The President made these remarks during a discussion held at the Presidential Secretariat today (26) with leading representatives of Sri Lanka’s rubber and tea manufacturing and export sectors.
He noted that many countries have achieved economic prosperity by promoting domestic industries in global markets, adding that increasing local production capacity is the only sustainable path to reducing Sri Lanka’s dependence on foreign debt and international financial institutions.
The discussion focused on new initiatives to encourage local manufacturers to enter export markets and examined strategies to revitalise the rubber and tea industries in line with the National Export Development Plan 2026–2030.
President Dissanayake emphasised the importance of accurate production data, stating that the government requires reliable information on annual production growth to formulate effective policies. He also urged industry stakeholders to provide detailed information on challenges affecting production so that appropriate solutions could be introduced.
He further stressed that production processes must become more efficient and highlighted the need to scientifically assess the relationship between government support measures, such as fertiliser subsidies, and export performance.
The President said the government’s priority is to maximise net foreign exchange earnings by carefully managing the balance between the cost of imported raw materials and export revenue, warning that high import costs with insufficient export returns would undermine the country’s economic objectives.
During the discussion, it was revealed that Sri Lanka currently produces only around 50 percent of its domestic rubber requirement, despite the industry’s strong export potential. Participants noted that value-added rubber products could increase export earnings by up to USD 3 billion by 2030.
Industry representatives identified limited land availability and labour shortages as key challenges to expanding rubber cultivation. Possible solutions, including encouraging lower-income communities to engage in rubber farming, were also discussed.

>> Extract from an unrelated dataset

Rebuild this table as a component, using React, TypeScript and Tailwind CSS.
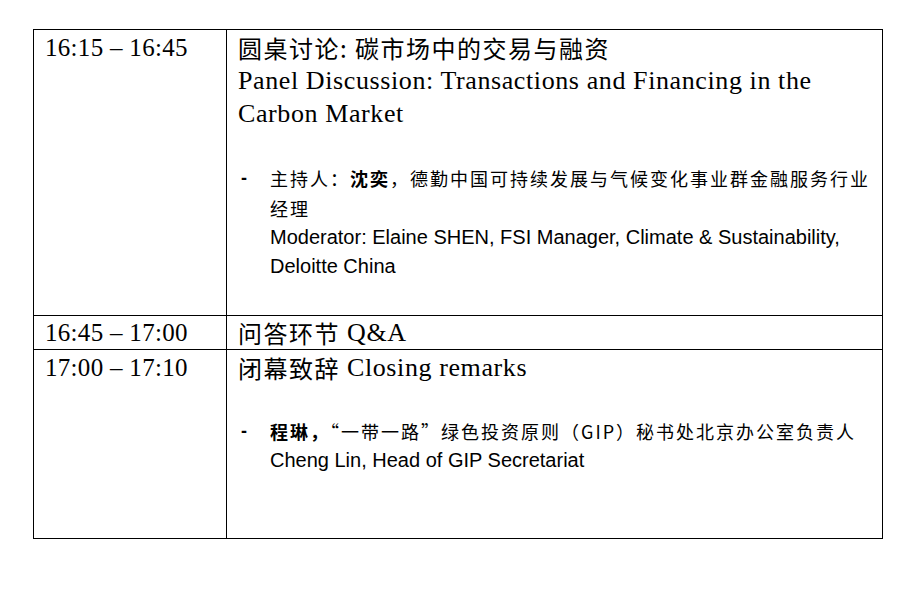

The meeting further examined the impact of tyre imports on the local tyre manufacturing industry, despite Sri Lanka’s strong production capacity. Concerns were also raised over shortages of raw materials and regulatory barriers that have limited the contribution of domestic manufacturers.
Discussions also focused on expanding rubber cultivation beyond traditional growing areas such as Kalutara, Ratnapura and Kegalle into regions including Monaragala and Uva Wellassa, while improving yields per hectare to increase farmers’ incomes and encourage greater participation in the sector.
Participants also highlighted the importance of accelerating the adoption of research-based cultivation methods and discouraging the conversion of rubber plantations to other crops such as oil palm.
Tea exporters informed the President that shipping costs and delivery times have increased due to the situation in the Middle East, affecting exports to key markets including Iran. They also requested government intervention through the Ministry of Foreign Affairs to resolve financial issues related to the longstanding “Oil for Tea” barter arrangement with Iran.
The need to support small tea growers, who account for the majority of Sri Lanka’s tea production, through improved access to quality planting material and fertiliser was also discussed.
The meeting further addressed delays in obtaining VAT refunds, a major concern for exporters. Officials discussed measures to improve awareness and streamline procedures through training programmes conducted by the Ministry of Finance and the Inland Revenue Department.
Industry representatives thanked the President for providing an opportunity to directly discuss the challenges facing their sectors and reaffirmed their commitment to supporting the government’s efforts to strengthen Sri Lanka’s economy.
Senior government officials, representatives of relevant institutions, leading exporters, investors, and members of the tea and rubber industries also attended the discussion.